Ora i dirigenti scolastici chiedono di rivedere i confini della responsabilità penale del datore di lavoro. «È troppo ampia – osserva Antonello Giannelli, presidente dell’Anp – perché la gestione degli ambienti di lavoro è diventata così complessa e richiede competenze tanto diverse e approfondite che per i dirigenti scolastici, anche se supportati dal responsabile del servizio protezione e prevenzione e dal medico competente, non è possibile prevedere tutti gli infortuni». Per questo l’Anp propone (con un testo inviato al ministero dell’Istruzione e ai parlamentari) di introdurre nel Codice penale un nuovo articolo 590-septies, che circoscriva la responsabilità penale dei dirigenti scolastici ai casi in cui gli infortuni derivino da loro colpa grave, depenalizzando, così, gli incidenti legati alle ipotesi più lievi. «Miriamo a riallineare la responsabilità penale a quella civile – rimarca Giannelli – dato che quest’ultima scatta solo in caso di dolo o colpa grave».
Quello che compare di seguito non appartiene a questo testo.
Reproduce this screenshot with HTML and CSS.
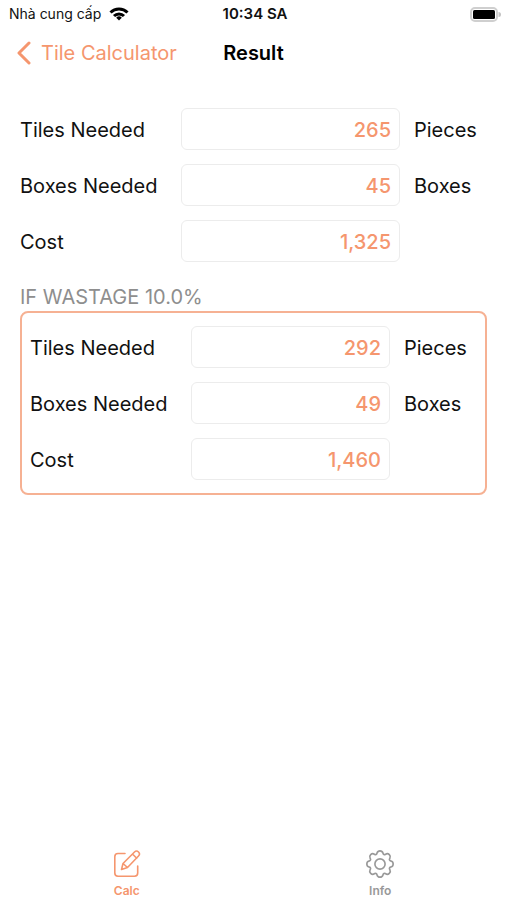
FILE: index.html
```html
<!DOCTYPE html>
<html lang="en">
<head>
    <meta charset="UTF-8">
    <meta name="viewport" content="width=device-width, initial-scale=1.0">
    <title>Tile Calculator</title>
    <link rel="stylesheet" href="styles.css">
</head>
<body>
    <div class="status-bar">
        <div class="carrier">
            <span lang="vi">Nhà cung cấp</span>
            <svg class="wifi" viewBox="0 0 20 14" fill="none" stroke="#000" stroke-width="3">
                <path d="M1.5 5.5a12 12 0 0 1 17 0"/>
                <path d="M5 9a7 7 0 0 1 10 0"/>
                <path d="M10 13.5L7.2 10.7a4 4 0 0 1 5.6 0z" fill="#000" stroke="none"/>
            </svg>
        </div>
        <time class="clock">10:34 SA</time>
        <svg class="battery" viewBox="0 0 31 15">
            <rect x="1" y="1" width="26" height="13" rx="4" fill="#fff" stroke="#cfcfcf" stroke-width="2"/>
            <rect x="3" y="3" width="22" height="9" rx="1.5" fill="#000"/>
            <path d="M28.5 5a2.5 2.5 0 0 1 0 5z" fill="#c4c4c4"/>
        </svg>
    </div>

    <header class="nav-bar">
        <a class="back" href="#">
            <svg class="chevron" viewBox="0 0 14 24" fill="none" stroke="currentColor" stroke-width="3" stroke-linecap="round" stroke-linejoin="round">
                <path d="M12 2L2 12l10 10"/>
            </svg>
            Tile Calculator
        </a>
        <h1>Result</h1>
    </header>

    <main>
        <div class="rows">
            <div class="row">
                <label for="tiles">Tiles Needed</label>
                <input type="text" id="tiles" value="265" readonly>
                <span>Pieces</span>
            </div>
            <div class="row">
                <label for="boxes">Boxes Needed</label>
                <input type="text" id="boxes" value="45" readonly>
                <span>Boxes</span>
            </div>
            <div class="row">
                <label for="cost">Cost</label>
                <input type="text" id="cost" value="1,325" readonly>
            </div>
        </div>

        <h2>IF WASTAGE 10.0%</h2>
        <div class="rows wastage">
            <div class="row">
                <label for="waste-tiles">Tiles Needed</label>
                <input type="text" id="waste-tiles" value="292" readonly>
                <span>Pieces</span>
            </div>
            <div class="row">
                <label for="waste-boxes">Boxes Needed</label>
                <input type="text" id="waste-boxes" value="49" readonly>
                <span>Boxes</span>
            </div>
            <div class="row">
                <label for="waste-cost">Cost</label>
                <input type="text" id="waste-cost" value="1,460" readonly>
            </div>
        </div>
    </main>

    <nav class="tab-bar">
        <a class="tab active" href="#">
            <svg viewBox="0 0 28 28" fill="none" stroke="currentColor" stroke-width="1.6" stroke-linecap="round" stroke-linejoin="round">
                <path d="M12 3.500H5A3.200 3.200 0 0 0 1.800 6.700V23A3.200 3.200 0 0 0 5 26.200H21.500A3.200 3.200 0 0 0 24.700 23V16"/>
                <path d="M8.500 19.500l1.500-6L21.500 2a2.800 2.800 0 0 1 4 4L14.500 17.500zM10 13.500l4.500 4M19.500 4l4.200 4.200"/>
            </svg>
            Calc
        </a>
        <a class="tab" href="#">
            <svg viewBox="-0.5 -0.5 17 17" fill="none" stroke="currentColor">
                <circle cx="8" cy="8" r="3.1"/>
                <path d="M9.796 1.343c-.527-1.790-3.065-1.790-3.592 0l-.094.319a.873.873 0 0 1-1.255.52l-.292-.16c-1.640-.892-3.433.902-2.540 2.541l.159.292a.873.873 0 0 1-.52 1.255l-.319.094c-1.790.527-1.790 3.065 0 3.592l.319.094a.873.873 0 0 1 .52 1.255l-.16.292c-.892 1.640.901 3.434 2.541 2.540l.292-.159a.873.873 0 0 1 1.255.52l.094.319c.527 1.790 3.065 1.790 3.592 0l.094-.319a.873.873 0 0 1 1.255-.52l.292.16c1.640.893 3.434-.902 2.540-2.541l-.159-.292a.873.873 0 0 1 .52-1.255l.319-.094c1.790-.527 1.790-3.065 0-3.592l-.319-.094a.873.873 0 0 1-.52-1.255l.16-.292c.893-1.640-.902-3.433-2.541-2.540l-.292.159a.873.873 0 0 1-1.255-.52z"/>
            </svg>
            Info
        </a>
    </nav>
</body>
</html>
```

FILE: styles.css
```css
* {
    box-sizing: border-box;
}
body {
    display: flex;
    flex-direction: column;
    min-height: 100vh;
    margin: 0;
    background: #fff;
    color: #111;
    font-family: Inter, 'Helvetica Neue', Arial, sans-serif;
    font-size: 20px;
    line-height: 24px;
}
a {
    color: inherit;
    text-decoration: none;
}
h1, h2 {
    margin: 0;
    font-size: 20px;
}

/* status bar */
.status-bar {
    display: grid;
    grid-template-columns: 1fr auto 1fr;
    align-items: center;
    height: 28px;
    padding: 0 6px 0 9px;
    font-size: 14px;
}
.carrier {
    display: flex;
    align-items: center;
    gap: 8px;
}
.wifi {
    width: 20px;
    height: 14px;
}
.clock {
    font-size: 15px;
    font-weight: 600;
}
.battery {
    justify-self: end;
    width: 31px;
    height: 15px;
}

/* navigation bar */
.nav-bar {
    display: grid;
    grid-template-columns: 1fr auto 1fr;
    align-items: center;
    height: 49px;
    padding: 0 17px;
}
.back {
    display: flex;
    align-items: center;
    gap: 10px;
    color: #f5966e;
}
.chevron {
    width: 14px;
    height: 24px;
}
.nav-bar h1 {
    color: #000;
    font-weight: 600;
}

/* results */
main {
    flex: 1;
    padding: 31px 20px;
}
.rows {
    display: grid;
    gap: 14px;
}
.row {
    display: grid;
    grid-template-columns: 147px 1fr 73px;
    gap: 14px;
    align-items: center;
}
.row label,
.row span {
    padding-top: 2px;
}
.row input {
    width: 100%;
    min-width: 0;
    height: 42px;
    padding: 2px 8px 0;
    border: 1px solid #ececec;
    border-radius: 6px;
    outline: none;
    background: #fff;
    color: #f5966e;
    font: inherit;
    font-weight: 500;
    text-align: right;
}
h2 {
    margin: 23px 0 2px;
    color: #8e8e8e;
    font-weight: 400;
}
.wastage {
    padding: 13px 8px;
    border: 2px solid #f6b193;
    border-radius: 8px;
}

/* tab bar */
.tab-bar {
    display: grid;
    grid-template-columns: 1fr 1fr;
    padding-bottom: 1px;
}
.tab {
    display: flex;
    flex-direction: column;
    align-items: center;
    color: #999;
    font-size: 12px;
    font-weight: 600;
    line-height: 16px;
    gap: 5px;
}
.tab svg {
    width: 28px;
    height: 28px;
}
.tab.active {
    color: #f5966e;
}
```
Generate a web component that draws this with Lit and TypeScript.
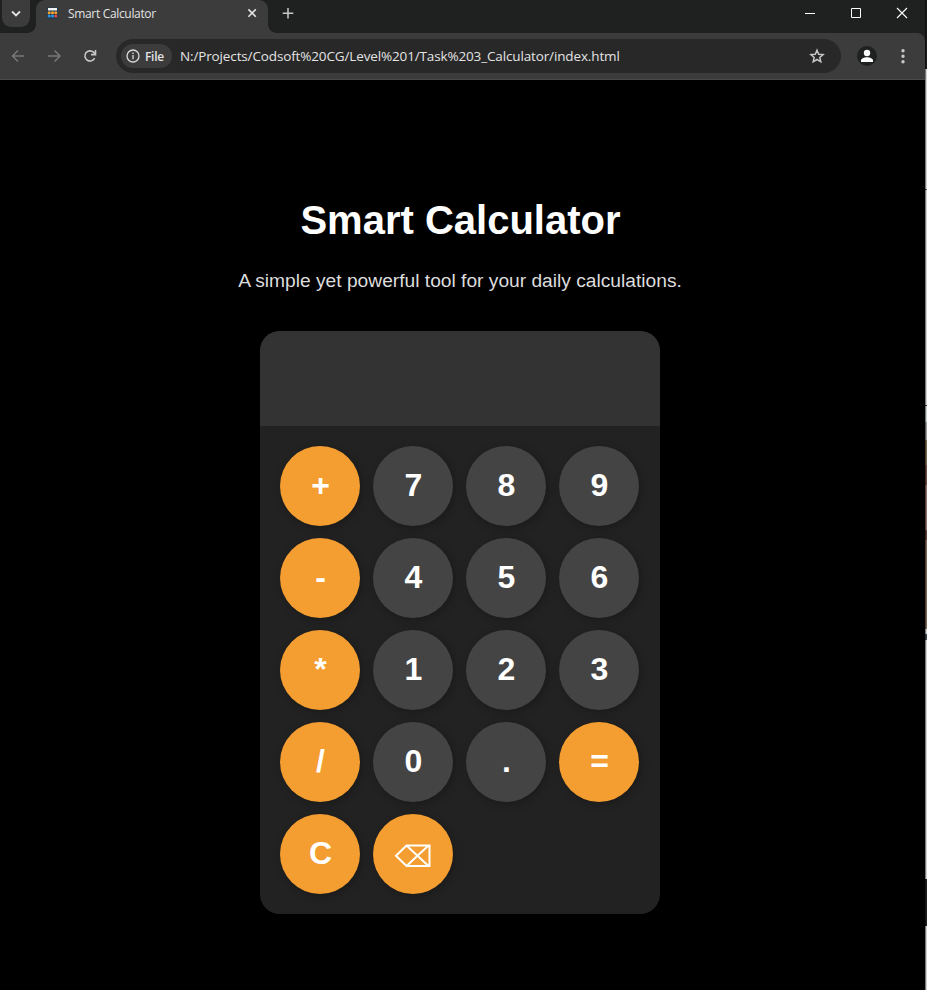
import { LitElement, html, css, svg } from "lit";
import { customElement } from "lit/decorators.js";

const KEYS = ["+", "7", "8", "9", "-", "4", "5", "6", "*", "1", "2", "3", "/", "0", ".", "=", "C", "⌫"];

@customElement("browser-chrome")
class BrowserChrome extends LitElement {
  static styles = css`
    :host { display: block; font-family: "Open Sans", "Noto Sans", sans-serif; color: #e3e3e3; }
    svg { display: block; flex: none; fill: none; }
    .tabs { height: 33px; display: flex; background: #1f2120; box-sizing: border-box; padding-left: 2px; }
    .search { width: 28px; height: 27px; border-radius: 0 0 9px 9px; background: #3c3c3c; display: flex; }
    .tab { position: relative; margin-left: 6px; width: 232px; height: 33px; background: #3c3c3c; border-radius: 9px 9px 0 0; display: flex; box-sizing: border-box; padding-left: 11px; }
    .tab::before, .tab::after { content: ""; position: absolute; bottom: 0; width: 8px; height: 8px; }
    .tab::before { left: -8px; background: radial-gradient(circle at 0 0, transparent 7.5px, #3c3c3c 8px); }
    .tab::after { right: -8px; background: radial-gradient(circle at 100% 0, transparent 7.5px, #3c3c3c 8px); }
    .name { font-size: 12px; line-height: 28px; margin-left: 10px; width: 178px; white-space: nowrap; letter-spacing: -0.33px; }
    .plus { margin-left: 13px; }
    .win { margin-left: auto; display: flex; }
    .bar { height: 47px; background: #3c3c3c; display: flex; align-items: center; box-sizing: border-box; border-bottom: 1px solid #4a4a4a; border-top-right-radius: 8px; }
    .top { background: #1f2120; }
    .nav { display: flex; width: 116px; }
    .omni { width: 725px; height: 34px; border-radius: 17px; background: #282828; display: flex; align-items: center; box-sizing: border-box; padding-left: 5px; }
    .chip { width: 51px; height: 24px; border-radius: 12px; background: #3c3c3c; display: flex; align-items: center; font-size: 12px; font-weight: 600; }
    .chip span { margin-left: 5px; letter-spacing: -0.3px; }
    .url { margin-left: 8px; font-size: 13.5px; line-height: 20px; width: 620px; white-space: nowrap; letter-spacing: -0.138px; }
  `;
  render() {
    return html`
      <div class="tabs">
        <div class="search"><svg width="28" height="27"><path d="M10 11.5l4 4 4-4" stroke="#e3e3e3" stroke-width="1.8" /></svg></div>
        <div class="tab">
          <svg width="11" height="27">
            <rect y="7.500" width="11" height="11.500" rx="1" fill="#213a50" />
            <rect x="1" y="8" width="9" height="2.5" fill="#f2f2f2" />
            ${[2.2, 5.5, 8.8].map((x, i) => svg`<circle cx=${x} cy="12.800" r="1.550" fill="#f5a02a" /><circle cx=${x} cy="16" r="1.550" fill=${i === 2 ? "#ee4a3c" : "#3293dc"} />`)}
          </svg>
          <div class="name">Smart Calculator</div>
          <svg width="14" height="27"><path d="M2.200 9.400l7.400 7.400M9.600 9.400l-7.400 7.400" transform="translate(.2 0)" stroke="#e3e3e3" stroke-width="1.6" /></svg>
        </div>
        <svg class="plus" width="16" height="27"><path d="M7 8v10.500M1.700 13.200h10.600" stroke="#c7c7c7" stroke-width="1.500" /></svg>
        <div class="win">
          <svg width="46" height="27"><path d="M12 13.500h10" stroke="#fff" /></svg>
          <svg width="46" height="27"><path d="M12.500 8.500h9v9h-9z" stroke="#fff" /></svg>
          <svg width="40" height="27"><path d="M12 8l10 10M22 8l-10 10" stroke="#fff" stroke-width="1.100" /></svg>
        </div>
      </div>
      <div class="top"><div class="bar">
        <div class="nav">
          <svg width="36" height="24"><path d="M24 12H13M18 6.500L12.500 12l5.500 5.500" stroke="#777" stroke-width="1.500" /></svg>
          <svg width="36" height="24"><path d="M12 12h11.500M18.500 6.500L24 12l-5.500 5.500" stroke="#777" stroke-width="1.500" /></svg>
          <svg width="36" height="24"><path d="M22.600 14.200A5.100 5.100 0 1 1 21.500 8.200L23.200 10M23.500 6v4.600H19" stroke="#c7c7c7" stroke-width="1.600" /></svg>
        </div>
        <div class="omni">
          <div class="chip">
            <svg width="19" height="24"><circle cx="12" cy="12" r="6" stroke="#dadada" stroke-width="1.300" /><path d="M12 11v4.200M12 8.500v1.400" stroke="#dadada" stroke-width="1.300" /></svg>
            <span>File</span>
          </div>
          <div class="url">N:/Projects/Codsoft%20CG/Level%201/Task%203_Calculator/index.html</div>
          <svg width="34" height="24"><path d="M17 6.200l1.700 4 4.400.4-3.300 2.900 1 4.300-3.800-2.300-3.800 2.300 1-4.300-3.300-2.900 4.400-.4z" stroke="#c7c7c7" stroke-width="1.500" /></svg>
        </div>
        <svg width="52" height="24"><circle cx="26" cy="12" r="10" fill="#1f2120" /><circle cx="26" cy="9" r="3.200" fill="#fff" /><path d="M20 18v-1.500c0-2 3-3.300 6-3.300s6 1.300 6 3.300V18z" fill="#fff" /></svg>
        <svg width="20" height="24"><path d="M10 6.700h.01M10 12.200h.01M10 17.700h.01" stroke="#c7c7c7" stroke-width="3.400" stroke-linecap="round" /></svg>
      </div></div>`;
  }
}

@customElement("app-root")
class AppRoot extends LitElement {
  static styles = css`
    :host { display: flex; height: 990px; background: #000; font-family: "Liberation Sans", Arial, sans-serif; color: #fff; overflow: hidden; }
    .window { width: 925px; flex: none; }
    .edge { width: 2px; flex: none; background: linear-gradient(90deg, rgba(0,0,0,.42) 50%, transparent 50%),
      linear-gradient(#1b1b1b 0 69px, #d2d2d2 69px 189px, #555 189px 190px, #d2d2d2 190px 405px, #333 405px 406px, #c8d0d0 406px 422px, #999 422px 440px, #7b6852 440px 465px, #6a4b40 465px 485px, #8c7165 485px 530px, #5d4135 530px 540px, #806857 540px 629px, #d2d2d2 629px 634px, #444a55 634px 640px, #d2d2d2 640px 879px, #1e1e1e 879px 926px, #d0d0d2 926px); }
    main { width: 920px; display: flex; flex-direction: column; align-items: center; padding-top: 117px; }
    h1 { margin: 0 0 0 1px; font-size: 40px; line-height: 46px; }
    p { margin: 27px 0 0; font-size: 19.2px; line-height: 22px; color: #ddd; }
    .calc { margin-top: 39px; width: 400px; height: 583px; border-radius: 20px; overflow: hidden; background: #222; }
    .display { height: 95px; background: #333; }
    .keys { padding: 20px; display: grid; grid-template-columns: repeat(4, 81px); gap: 12px; }
    button { width: 80px; height: 80px; padding: 0 0 1px 1px; border: 0; border-radius: 50%; background: #444; color: #fff; font: bold 32px "Liberation Sans", Arial, "DejaVu Sans", sans-serif; box-shadow: 2px 2px 8px rgba(0,0,0,.25); display: flex; align-items: center; justify-content: center; }
    .op { background: #f49d30; }
    svg { display: block; margin: 1px 2px 0 0; }
  `;
  render() {
    return html`
      <div class="window">
        <browser-chrome></browser-chrome>
        <main>
          <h1>Smart Calculator</h1>
          <p>A simple yet powerful tool for your daily calculations.</p>
          <div class="calc">
            <div class="display"></div>
            <div class="keys">
              ${KEYS.map((k) => html`<button class=${/[0-9.]/.test(k) ? "" : "op"}>${k === "⌫"
                ? html`<svg width="38" height="26" viewBox="0 0 38 26" role="img" aria-label="Backspace"><path d="M2 14.800L12.500 4.500H35.500V25H12.500zM12.500 4.500L34.500 25M34.500 4.500L12.500 25" fill="none" stroke="#fff" stroke-width="2" /></svg>`
                : k}</button>`)}
            </div>
          </div>
        </main>
      </div>
      <div class="edge"></div>`;
  }
}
Anche la mobilitazione dei sindaci è già partita. Per vicende che non riguardano solo le scuole. Dopo la condanna, decisa a fine gennaio dal Tribunale di Torino, della sindaca Chiara Appendino (per la tragedia di piazza San Carlo del 3 giugno 2017), il presidente dell’Anci, Antonio Decaro, aveva scritto un appello al Parlamento, firmato da quasi 4mila primi cittadini, per chiedere la revisione delle norme del Testo unico degli enti locali su cui si fonda la responsabilità penale dei sindaci: «Non chiediamo l’immunità o l’impunità – ribadisce Decaro – ma solo di liberare i sindaci da responsabilità non proprie».